Young sued UPS under the Pregnancy Discrimination Act (“PDA”), alleging UPS’ policy discriminated against pregnant women. Since the PDA became law in 1978, it has been illegal to treat women workers unequally just because they become pregnant. But it has remained unclear whether employers who grant light-duty work accommodations to temporarily disabled workers must also provide light-duty accommodations to women whose doctors place similar restrictions on the work they can do during pregnancy.

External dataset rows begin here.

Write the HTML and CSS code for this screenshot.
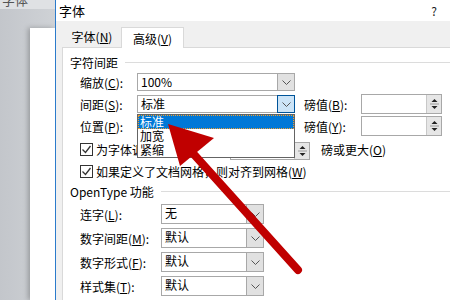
FILE: index.html
```html
<!DOCTYPE html>
<html lang="zh-CN">
<head>
  <meta charset="UTF-8">
  <title>字体</title>
  <link rel="stylesheet" href="styles.css">
</head>
<body>
  <div class="screen">
    <div class="backdrop">
      <div class="ribbon"><span class="ribbon-text">字体</span></div>
      <div class="doc-area"><div class="page"></div></div>
    </div>

    <div class="dialog">
      <div class="titlebar">
        <span class="title">字体</span>
        <span class="help">?</span>
      </div>
      <div class="tabs">
        <div class="tab">字体(<u>N</u>)</div>
        <div class="tab active">高级(<u>V</u>)</div>
      </div>
      <div class="body">
        <div class="panel">
          <div class="group-head"><span>字符间距</span><i class="rule"></i></div>

          <div class="row">
            <span class="lbl w1">缩放(<u>C</u>):</span>
            <div class="combo c1"><span class="val">100%</span><span class="drop"><svg width="9" height="5" viewBox="0 0 9 5"><path d="M0.5 0.5 L4.5 4.5 L8.5 0.5" fill="none" stroke="#555" stroke-width="1"/></svg></span></div>
          </div>

          <div class="row">
            <span class="lbl w1">间距(<u>S</u>):</span>
            <div class="combo c1"><span class="val">标准</span><span class="drop focus"><svg width="9" height="5" viewBox="0 0 9 5"><path d="M0.5 0.5 L4.5 4.5 L8.5 0.5" fill="none" stroke="#555" stroke-width="1"/></svg></span></div>
            <span class="lbl w2">磅值(<u>B</u>):</span>
            <div class="spin s1"><span class="val"></span><span class="arrows"><svg width="13" height="16" viewBox="0 0 13 16"><path d="M3.5 6 L6.5 3 L9.5 6 Z" fill="#222"/><line x1="2" y1="8" x2="11" y2="8" stroke="#9a9a9a"/><path d="M3.5 10 L9.5 10 L6.5 13 Z" fill="#222"/></svg></span></div>
          </div>

          <div class="row">
            <span class="lbl w1">位置(<u>P</u>):</span>
            <div class="combo c1"><span class="val"></span><span class="drop"><svg width="9" height="5" viewBox="0 0 9 5"><path d="M0.5 0.5 L4.5 4.5 L8.5 0.5" fill="none" stroke="#555" stroke-width="1"/></svg></span></div>
            <span class="lbl w2">磅值(<u>Y</u>):</span>
            <div class="spin s1"><span class="val"></span><span class="arrows"><svg width="13" height="16" viewBox="0 0 13 16"><path d="M3.5 6 L6.5 3 L9.5 6 Z" fill="#222"/><line x1="2" y1="8" x2="11" y2="8" stroke="#9a9a9a"/><path d="M3.5 10 L9.5 10 L6.5 13 Z" fill="#222"/></svg></span></div>
          </div>

          <div class="row cb-row first">
            <span class="check"><svg width="11" height="11" viewBox="0 0 11 11"><path d="M1.5 5.5 L4.5 8.5 L9.5 2" fill="none" stroke="#333" stroke-width="1.3"/></svg></span>
            <span class="cb-text">为字体调整字间距(<u>K</u>):</span>
            <div class="spin s2"><span class="val">1</span><span class="arrows"><svg width="13" height="16" viewBox="0 0 13 16"><path d="M3.5 6 L6.5 3 L9.5 6 Z" fill="#222"/><line x1="2" y1="8" x2="11" y2="8" stroke="#9a9a9a"/><path d="M3.5 10 L9.5 10 L6.5 13 Z" fill="#222"/></svg></span></div>
            <span class="after">磅或更大(<u>O</u>)</span>
          </div>

          <div class="row cb-row">
            <span class="check"><svg width="11" height="11" viewBox="0 0 11 11"><path d="M1.5 5.5 L4.5 8.5 L9.5 2" fill="none" stroke="#333" stroke-width="1.3"/></svg></span>
            <span>如果定义了文档网格，则对齐到网格(<u>W</u>)</span>
          </div>

          <div class="group-head second"><span>OpenType 功能</span><i class="rule"></i></div>

          <div class="row ot">
            <span class="lbl w3">连字(<u>L</u>):</span>
            <div class="combo c2"><span class="val">无</span><span class="drop"><svg width="9" height="5" viewBox="0 0 9 5"><path d="M0.5 0.5 L4.5 4.5 L8.5 0.5" fill="none" stroke="#555" stroke-width="1"/></svg></span></div>
          </div>
          <div class="row ot">
            <span class="lbl w3">数字间距(<u>M</u>):</span>
            <div class="combo c2"><span class="val">默认</span><span class="drop"><svg width="9" height="5" viewBox="0 0 9 5"><path d="M0.5 0.5 L4.5 4.5 L8.5 0.5" fill="none" stroke="#555" stroke-width="1"/></svg></span></div>
          </div>
          <div class="row ot">
            <span class="lbl w3">数字形式(<u>F</u>):</span>
            <div class="combo c2"><span class="val">默认</span><span class="drop"><svg width="9" height="5" viewBox="0 0 9 5"><path d="M0.5 0.5 L4.5 4.5 L8.5 0.5" fill="none" stroke="#555" stroke-width="1"/></svg></span></div>
          </div>
          <div class="row ot">
            <span class="lbl w3">样式集(<u>T</u>):</span>
            <div class="combo c2"><span class="val">默认</span><span class="drop"><svg width="9" height="5" viewBox="0 0 9 5"><path d="M0.5 0.5 L4.5 4.5 L8.5 0.5" fill="none" stroke="#555" stroke-width="1"/></svg></span></div>
          </div>
        </div>
      </div>
    </div>

    <!-- open list of the 间距 combo -->
    <div class="droplist">
      <div class="item selected">标准</div>
      <div class="item">加宽</div>
      <div class="item">紧缩</div>
    </div>

    <svg class="arrow" width="450" height="300" viewBox="0 0 450 300">
      <line x1="298" y1="270" x2="190" y2="150" stroke="#c00000" stroke-width="8" stroke-linecap="round"/>
      <polygon points="168,124 214,138 180,166" fill="#c00000"/>
    </svg>
  </div>
</body>
</html>
```

FILE: styles.css
```css
body {
  margin: 0;
  font-family: "Noto Sans CJK SC", "Noto Sans", sans-serif;
  font-size: 12px;
  color: #000;
}
u {
  text-decoration: underline;
  text-underline-offset: 1px;
}
.screen {
  position: relative;
  width: 450px;
  height: 300px;
  overflow: hidden;
  display: flex;
}

/* word window behind the dialog */
.backdrop {
  width: 55px;
  display: flex;
  flex-direction: column;
  background-color: #c8cbd0;
}
.ribbon {
  height: 9px;
  background-color: #dfe1e4;
  overflow: hidden;
  padding-left: 2px;
}
.ribbon-text {
  display: block;
  margin-top: -8px;
  font-size: 13px;
  line-height: 16px;
  color: #555;
}
.doc-area {
  flex: 1;
  padding-top: 19px;
  padding-left: 30px;
  background: linear-gradient(90deg, #c3c6cb, #cfd2d6);
}
.page {
  height: 100%;
  background-color: #fff;
  box-shadow: -2px 0 5px rgba(0,0,0,0.25);
}

/* dialog */
.dialog {
  flex: 1;
  border-left: 1px solid #2b7bcb;
  display: flex;
  flex-direction: column;
  background-color: #f0f0f0;
}
.titlebar {
  height: 21px;
  background-color: #fff;
  display: flex;
  align-items: center;
  justify-content: space-between;
  padding: 0 13px 0 3px;
}
.title {
  font-size: 13px;
}
.help {
  font-size: 12px;
  color: #222;
}
.tabs {
  height: 26px;
  display: flex;
  align-items: flex-end;
  padding-left: 7px;
}
.tab {
  width: 58px;
  height: 20px;
  display: flex;
  align-items: center;
  justify-content: center;
  padding-bottom: 1px;
}
.tab.active {
  width: 61px;
  height: 20px;
  background-color: #fff;
  border: 1px solid #d9d9d9;
  border-bottom: none;
  margin-bottom: -1px;
  position: relative;
  z-index: 1;
  padding-bottom: 0;
}
.body {
  flex: 1;
  padding-left: 6px;
}
.panel {
  height: 100%;
  background-color: #fff;
  border-left: 1px solid #d9d9d9;
  border-top: 1px solid #d9d9d9;
  padding-top: 5px;
  display: flex;
  flex-direction: column;
}
.group-head {
  height: 18px;
  display: flex;
  align-items: center;
  padding-left: 7px;
  flex-shrink: 0;
}
.group-head .rule {
  flex: 1;
  height: 1px;
  margin-left: 7px;
  background-color: #dcdcdc;
}
.group-head.second {
  height: 21px;
}
.row {
  height: 22px;
  display: flex;
  align-items: center;
  padding-left: 17px;
  flex-shrink: 0;
}
.row.ot {
  height: 24px;
}
.lbl {
  flex-shrink: 0;
  white-space: nowrap;
}
.w1 { width: 57px; }
.w2 { width: 57px; margin-left: 9px; }
.w3 { width: 81px; }

.combo, .spin {
  height: 18px;
  box-sizing: border-box;
  border: 1px solid #a8a8a8;
  background-color: #fff;
  display: flex;
  align-items: stretch;
  flex-shrink: 0;
}
.combo.c1 { width: 158px; }
.combo.c2 { width: 103px; height: 20px; }
.combo .val, .spin .val {
  flex: 1;
  padding-left: 3px;
  line-height: 16px;
  overflow: hidden;
}
.drop {
  width: 16px;
  background-color: #e1e1e1;
  border-left: 1px solid #a8a8a8;
  display: flex;
  align-items: center;
  justify-content: center;
}
.drop.focus {
  background-color: #cce4f7;
  border: 1px solid #005499;
  margin: -1px -1px -1px 0;
}
.spin.s1 { width: 81px; height: 20px; }
.spin.s2 { width: 80px; height: 18px; margin-top: 3px; }
.arrows {
  width: 14px;
  background-color: #e6e6e6;
  border-left: 1px solid #c8c8c8;
  display: flex;
  align-items: center;
  justify-content: center;
}

.cb-row {
  height: 20px;
}
.cb-row.first {
  height: 24px;
}
.check {
  width: 13px;
  height: 13px;
  box-sizing: border-box;
  border: 1px solid #333;
  display: flex;
  align-items: center;
  justify-content: center;
  margin-right: 3px;
  flex-shrink: 0;
}
.cb-text {
  width: 134px;
  white-space: nowrap;
  overflow: hidden;
}
.after {
  margin-left: 11px;
}

/* open dropdown list */
.droplist {
  position: absolute;
  left: 137px;
  top: 114px;
  width: 158px;
  height: 44px;
  box-sizing: border-box;
  border: 1px solid #646464;
  background-color: #fff;
}
.item {
  height: 14px;
  line-height: 14px;
  padding-left: 2px;
}
.item.selected {
  background-color: #0078d7;
  color: #fff;
  outline: 1px dotted #f0a030;
  outline-offset: -1px;
}

.arrow {
  position: absolute;
  left: 0;
  top: 0;
  pointer-events: none;
}
```
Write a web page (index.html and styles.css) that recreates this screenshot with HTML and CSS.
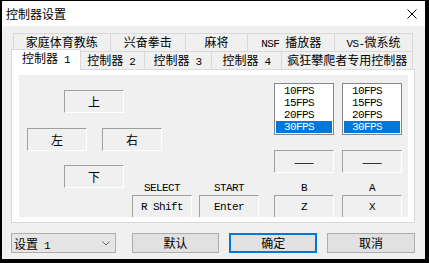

Young argued that UPS’ policy is illegal under PDA, because it treats pregnant workers less favorably than non-pregnant workers who are similar in their ability or inability to work. UPS (which has since changed its policy), argued that Young is seeking is “special treatment for pregnant employees” — something the PDA does not require.  UPS pointed out that even the Justice Department has in the past defended a US Postal Service policy that treats pregnant women in substantially the same way. (The Justice Department said that policy is now being reconsidered.)

Both the district court and the U.S. Court of Appeals for the Fourth Circuit ruled in favor of UPS. Women’s rights advocates and the U.S. Department of Justice have now lined up on Young’s side. The Supreme Court’s ruling should clarify the rights available to pregnant women, as well as what is required of employers, under the PDA.

[1] No. 12-1226 (argued Dec. 3, 2014).